Bug #763
RCP: 0.7.5: Fix concordance export memory usage
Status: | Closed | Start date: | 04/24/2014 | |
---|---|---|---|---|
Priority: | Normal | Due date: | ||
Assignee: | - | % Done: | 100% |
|
Category: | Commands | Spent time: | - | |
Target version: | TXM 0.7.6 |
Description
The current Concordance export loads all the concordance Lines in memory before writing them into the CSV file which leads to memory exhaustion for voluminous concordance results.
Solution¶
A solution is to write the concordance lines per packet, letting early packets to be garbage collected to keep memory consumption level.
2 development steps :
A- Create a macro (to provide a rapid answer)
B- Fix Concordance.toTxt(...) in sources and produce an update
Recette macro (FR)¶
- Télécharger l'archive de la macro (pièce jointe)
- copier le dossier "export" que l'archive contient dans le dossier des macros de TXM ($TXMHOME/scripts/macro
(et non "macros" !)).
- faire une concordance de "[]" sur BROWN
- lancer la macro sur la concordance
- vérifier que le nombre de lignes (wc -l) est le nombre de résultat + 1 (l'entête)
Recette maj (FR)¶
- ...
- faire une concordance de "[]" sur BROWN
- lancer la macro sur la concordance
- vérifier que le nombre de lignes (wc -l) est le nombre de résultat + 1 (l'entête)
History
#1 Updated by Matthieu Decorde almost 9 years ago
Packet size will be set to 5000.
R code to visualize the experimental export time graph (in milliseconds) in terms of packet size (line), for a concordance of 900k lines on a standard Linux workstation:
size <- c(10,100,1000,5000,10000,50000,100000) time <- c(57152,50090,49592,49525,50394,53320,58106) plot(size, time,type="p")

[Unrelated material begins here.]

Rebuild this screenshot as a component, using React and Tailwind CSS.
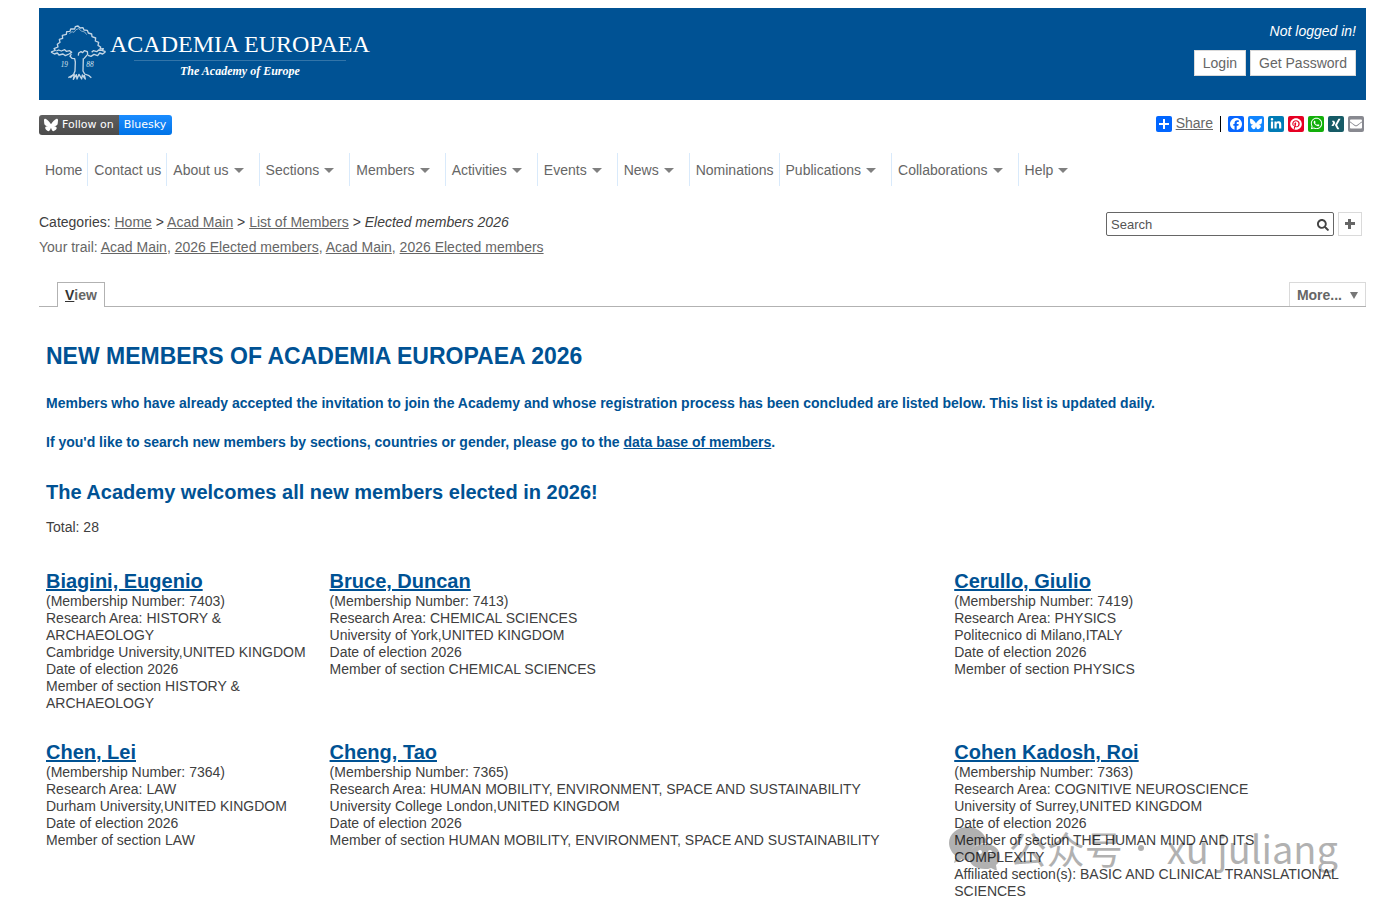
import { FaBluesky, FaFacebook, FaLinkedinIn, FaPinterest, FaWhatsapp, FaXing } from 'react-icons/fa6';
import { FaSearch, FaEnvelope } from 'react-icons/fa';

const navItems = [
  { label: 'Home' },
  { label: 'Contact us' },
  { label: 'About us', menu: true },
  { label: 'Sections', menu: true },
  { label: 'Members', menu: true },
  { label: 'Activities', menu: true },
  { label: 'Events', menu: true },
  { label: 'News', menu: true },
  { label: 'Nominations' },
  { label: 'Publications', menu: true },
  { label: 'Collaborations', menu: true },
  { label: 'Help', menu: true },
];

const shareLinks = [
  { name: 'Facebook', icon: FaFacebook, color: 'bg-[#0866ff]', size: 'size-3' },
  { name: 'Bluesky', icon: FaBluesky, color: 'bg-[#1185fe]', size: 'size-3' },
  { name: 'LinkedIn', icon: FaLinkedinIn, color: 'bg-[#007bb5]', size: 'size-3' },
  { name: 'Pinterest', icon: FaPinterest, color: 'bg-[#e60023]', size: 'size-3' },
  { name: 'WhatsApp', icon: FaWhatsapp, color: 'bg-[#12af0a]', size: 'size-[13px]' },
  { name: 'XING', icon: FaXing, color: 'bg-[#165b66]', size: 'size-3' },
];

const trail = ['Acad Main', '2026 Elected members', 'Acad Main', '2026 Elected members'];

const members = [
  {
    name: 'Biagini, Eugenio',
    number: 7403,
    area: 'HISTORY & ARCHAEOLOGY',
    place: 'Cambridge University,UNITED KINGDOM',
    section: 'HISTORY & ARCHAEOLOGY',
  },
  {
    name: 'Bruce, Duncan',
    number: 7413,
    area: 'CHEMICAL SCIENCES',
    place: 'University of York,UNITED KINGDOM',
    section: 'CHEMICAL SCIENCES',
  },
  {
    name: 'Cerullo, Giulio',
    number: 7419,
    area: 'PHYSICS',
    place: 'Politecnico di Milano,ITALY',
    section: 'PHYSICS',
  },
  {
    name: 'Chen, Lei',
    number: 7364,
    area: 'LAW',
    place: 'Durham University,UNITED KINGDOM',
    section: 'LAW',
  },
  {
    name: 'Cheng, Tao',
    number: 7365,
    area: 'HUMAN MOBILITY, ENVIRONMENT, SPACE AND SUSTAINABILITY',
    place: 'University College London,UNITED KINGDOM',
    section: 'HUMAN MOBILITY, ENVIRONMENT, SPACE AND SUSTAINABILITY',
  },
  {
    name: 'Cohen Kadosh, Roi',
    number: 7363,
    area: 'COGNITIVE NEUROSCIENCE',
    place: 'University of Surrey,UNITED KINGDOM',
    section: 'THE HUMAN MIND AND ITS COMPLEXITY',
    affiliated: 'BASIC AND CLINICAL TRANSLATIONAL SCIENCES',
  },
];

function TreeLogo() {
  return (
    <svg viewBox="0 0 168 168" className="size-14 shrink-0" fill="none" stroke="#c3d6e6" strokeWidth="4" strokeLinejoin="round" aria-hidden="true">
      {/* crown */}
      <path d="M3 81 L16 76 12 71 24 66 22 58 30 52 28 43 38 40 37 31 49 28 50 20 60 19 62 12 74 12 76 5 84 3 90 9 99 8 102 15 112 16 115 24 125 27 126 35 137 39 136 48 146 52 144 61 152 66 150 72 160 71 157 77 167 80" />
      <path d="M58 26 L66 20 72 22 78 14 86 11 94 18 104 21 110 29" strokeWidth="2" />
      {/* lower foliage */}
      <path d="M3 81 L13 87 22 84 27 90 39 87 46 92 57 87 65 82 59 77 49 79 44 74 34 78 26 75 19 78" />
      <path d="M166 81 L158 87 149 84 143 92 132 88 123 94 114 91 M156 76 L146 75 140 80 130 77 125 82" />
      <path d="M85 92 L86 84 93 80 98 83 103 77 112 80 113 88 107 95 102 101" />
      {/* trunk */}
      <path d="M64 87 L60 94 66 100 74 101 76 111 75 138 71 148 61 158" />
      <path d="M100 100 L99 138 104 147 117 152 124 158" />
      {/* roots */}
      <path d="M55 158 L66 152 73 149 70 163 79 149 81 162 87 148 95 162 97 150 106 162 103 150" />
      <text x="32" y="126" fontSize="22" fontStyle="italic" fontFamily="Liberation Serif, serif" fill="#d5e3ee" stroke="none">19</text>
      <text x="109" y="126" fontSize="22" fontStyle="italic" fontFamily="Liberation Serif, serif" fill="#d5e3ee" stroke="none">88</text>
    </svg>
  );
}

function Caret() {
  return (
    <svg viewBox="0 0 10 5" className="ml-[5px] h-[5px] w-[10px]" fill="#808080" aria-hidden="true">
      <path d="M0 0h10L5 5z" />
    </svg>
  );
}

function Header() {
  return (
    <header className="flex items-start justify-between bg-[#005294] pr-[10px] pb-[19px] pl-[11px]">
      <a href="#" className="mt-[17px] flex text-white">
        <TreeLogo />
        <span className="ml-1 flex flex-col items-center font-['Liberation_Serif',serif]">
          <span className="mt-1 text-[24px] leading-[31px]">ACADEMIA EUROPAEA</span>
          <span className="w-[212px] border-t border-[#3375a9]" />
          <span className="text-[12px] leading-[20px] font-bold italic">The Academy of Europe</span>
        </span>
      </a>
      <div className="mt-[14px] flex flex-col items-end gap-[10px]">
        <span className="leading-[18px] text-white italic">Not logged in!</span>
        <div className="flex gap-1">
          <button type="button" className="h-[26px] border border-[#dadada] bg-white px-2 text-[#666]">Login</button>
          <button type="button" className="h-[26px] border border-[#dadada] bg-white px-2 text-[#666]">Get Password</button>
        </div>
      </div>
    </header>
  );
}

function SocialBar() {
  return (
    <div className="mt-[15px] flex items-start justify-between">
      <a href="#" className="flex h-5 overflow-hidden rounded-[3px] font-['DejaVu_Sans',sans-serif] text-[11px] leading-5 text-white">
        <span className="flex items-center gap-1 bg-linear-to-b from-[#5f5f5f] to-[#4b4b4b] pr-[5px] pl-[5px]">
          <FaBluesky className="size-[14px]" />
          Follow on
        </span>
        <span className="bg-linear-to-b from-[#1a8cff] to-[#0073e6] pr-[6px] pl-[5px]">Bluesky</span>
      </a>
      <div className="flex items-center gap-1 pr-[2px]">
        <a href="#" className="flex items-center gap-1 text-[#666] underline">
          <span className="flex size-4 items-center justify-center rounded-[2px] bg-[#0166ff] text-white">
            <svg viewBox="0 0 10 10" className="size-[10px]" fill="currentColor" aria-hidden="true">
              <path d="M4 0h2v4h4v2H6v4H4V6H0V4h4z" />
            </svg>
          </span>
          Share
        </a>
        <span className="mx-[3px] h-4 w-px bg-black" />
        {shareLinks.map(({ name, icon: Icon, color, size }) => (
          <a key={name} href="#" aria-label={name} className={`flex size-4 items-center justify-center rounded-[2px] text-white ${color}`}>
            <Icon className={size} />
          </a>
        ))}
        <a href="#" aria-label="Email" className="flex size-4 items-center justify-center rounded-[2px] bg-[#888990] text-white">
          <FaEnvelope className="size-3" />
        </a>
      </div>
    </div>
  );
}

function NavBar() {
  return (
    <nav className="mt-[18px] flex flex-wrap">
      {navItems.map((item) => (
        <a
          key={item.label}
          href="#"
          className={`flex h-[33px] items-center border-r border-[#d9eafb] pt-[2px] pl-[6px] text-[#666] last:border-r-0 ${item.menu ? 'pr-[15px]' : 'pr-[5px]'}`}
        >
          {item.label}
          {item.menu && <Caret />}
        </a>
      ))}
    </nav>
  );
}

function Breadcrumbs() {
  return (
    <div className="mt-[24px] flex items-start justify-between">
      <div className="leading-[25px]">
        <p>
          Categories: <a href="#" className="text-[#666] underline">Home</a> &gt;{' '}
          <a href="#" className="text-[#666] underline">Acad Main</a> &gt;{' '}
          <a href="#" className="text-[#666] underline">List of Members</a> &gt; <em>Elected members 2026</em>
        </p>
        <p className="text-[#666]">
          Your trail:{' '}
          {trail.map((page, i) => (
            <span key={i}>
              {i > 0 && ', '}
              <a href="#" className="underline">{page}</a>
            </span>
          ))}
        </p>
      </div>
      <form className="mt-[2px] mr-1 flex gap-1">
        <div className="flex h-6 w-[228px] items-center rounded-[2px] border border-[#666] px-1">
          <input type="text" aria-label="Search" defaultValue="Search" className="min-w-0 flex-1 text-[13px] text-[#555] outline-none" />
          <button type="submit" aria-label="Go" className="pt-[2px]">
            <FaSearch className="size-3 text-[#444]" />
          </button>
        </div>
        <button type="button" aria-label="Advanced search" className="flex size-6 items-center justify-center border border-[#dadada]">
          <svg viewBox="0 0 10 10" className="size-[10px]" fill="#666" aria-hidden="true">
            <path d="M3 0h3v3h4v3H6v4H3V6H0V3h3z" />
          </svg>
        </button>
      </form>
    </div>
  );
}

function Tabs() {
  return (
    <div className="mt-[22px] flex justify-between border-b border-[#b2b2b2] pl-[18px] font-bold text-[#666]">
      <a href="#" className="-mb-px flex h-[25px] items-center border border-b-0 border-[#b2b2b2] bg-white px-[7px]">
        <span className="text-[#333] underline">V</span>iew
      </a>
      <button type="button" className="flex h-6 items-center gap-2 border border-b-0 border-[#dadada] px-[7px] pt-px">
        More...
        <svg viewBox="0 0 8 7" className="h-[7px] w-2" fill="#777" aria-hidden="true">
          <path d="M0 0h8L4 7z" />
        </svg>
      </button>
    </div>
  );
}

function Member({ member }) {
  return (
    <li className="pr-6">
      <h3 className="text-[20px] leading-[23px] font-bold">
        <a href="#" className="text-[#005294] underline">{member.name}</a>
      </h3>
      <p>{`(Membership Number: ${member.number})`}</p>
      <p>{`Research Area: ${member.area}`}</p>
      <p className="whitespace-nowrap">{member.place}</p>
      <p>Date of election 2026</p>
      <p>{`Member of section ${member.section}`}</p>
      {member.affiliated && <p>{`Affiliated section(s): ${member.affiliated}`}</p>}
    </li>
  );
}

function Watermark() {
  return (
    <div className="pointer-events-none absolute right-[43px] bottom-[24px] flex items-center font-['Noto_Sans_CJK_SC',sans-serif] text-[38px] leading-[56px] text-black opacity-30">
      <svg viewBox="0 0 52 44" className="mr-[8px] h-[44px] w-[52px]" fill="currentColor" fillRule="evenodd" aria-hidden="true">
        <path d="M19 1C8 1 0 8 0 17c0 5 3 10 7 13l-2 7 8-4c2 1 4 1 7 1-1-10 7-17 18-17C37 8 29 1 19 1z" />
        <path d="M36 18c-9 0-16 5-16 13s7 12 16 12c2 0 4 0 6-1l6 3-1-6c3-2 4-5 4-8 0-8-6-13-15-13zM31 24a2 2 0 1 1 0 4 2 2 0 1 1 0-4zM41 24a2 2 0 1 1 0 4 2 2 0 1 1 0-4z" />
      </svg>
      <span>公众号</span>
      <span className="mr-[23px] ml-[15px] size-[6px] rounded-full bg-current" />
      <span>xu juliang</span>
    </div>
  );
}

export default function App() {
  return (
    <div className="relative bg-white pt-2 pr-[15px] pl-[39px] font-['Liberation_Sans',Arial,sans-serif] text-[14px] leading-[17px] text-[#404040]">
      <Header />
      <SocialBar />
      <NavBar />
      <Breadcrumbs />
      <Tabs />

      <main className="pl-[7px]">
        <div className="font-bold text-[#005294]">
          <h1 className="mt-[35px] text-[23px] leading-[28px]">NEW MEMBERS OF ACADEMIA EUROPAEA 2026</h1>
          <p className="mt-[25px]">
            Members who have already accepted the invitation to join the Academy and whose registration process has been
            concluded are listed below. This list is updated daily.
          </p>
          <p className="mt-[22px]">
            If you'd like to search new members by sections, countries or gender, please go to the{' '}
            <a href="#" className="underline">data base of members</a>.
          </p>
          <h2 className="mt-[29px] text-[20px] leading-[24px]">The Academy welcomes all new members elected in 2026!</h2>
        </div>
        <p className="mt-[15px]">Total: 28</p>

        <ul className="mt-[34px] grid grid-cols-[283fr_625fr_412fr] gap-y-[29px]">
          {members.map((member) => (
            <Member key={member.number} member={member} />
          ))}
        </ul>
      </main>

      {/* Channel watermark */}
      <Watermark />
    </div>
  );
}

#2 Updated by Matthieu Decorde almost 9 years ago
- Description updated (diff)
#3 Updated by Serge Heiden almost 9 years ago
- Description updated (diff)
#4 Updated by Matthieu Decorde almost 9 years ago
- % Done changed from 0 to 50
A macro fixing the bug is currenlty under test
#5 Updated by Alexey Lavrentev almost 9 years ago
- Description updated (diff)
#6 Updated by Sebastien Jacquot almost 9 years ago
It worked very well with the "Brown" corpora.
Number of lines in concordance: 1 161 028
Number of lines in .tsv file: 1 161 029
Elapsed time: 106621 ms
#7 Updated by Matthieu Decorde almost 9 years ago
- % Done changed from 50 to 80
#8 Updated by Sebastien Jacquot over 8 years ago
- % Done changed from 80 to 90
#9 Updated by Matthieu Decorde over 8 years ago
- % Done changed from 90 to 100
#10 Updated by Matthieu Decorde over 8 years ago
- Status changed from New to Closed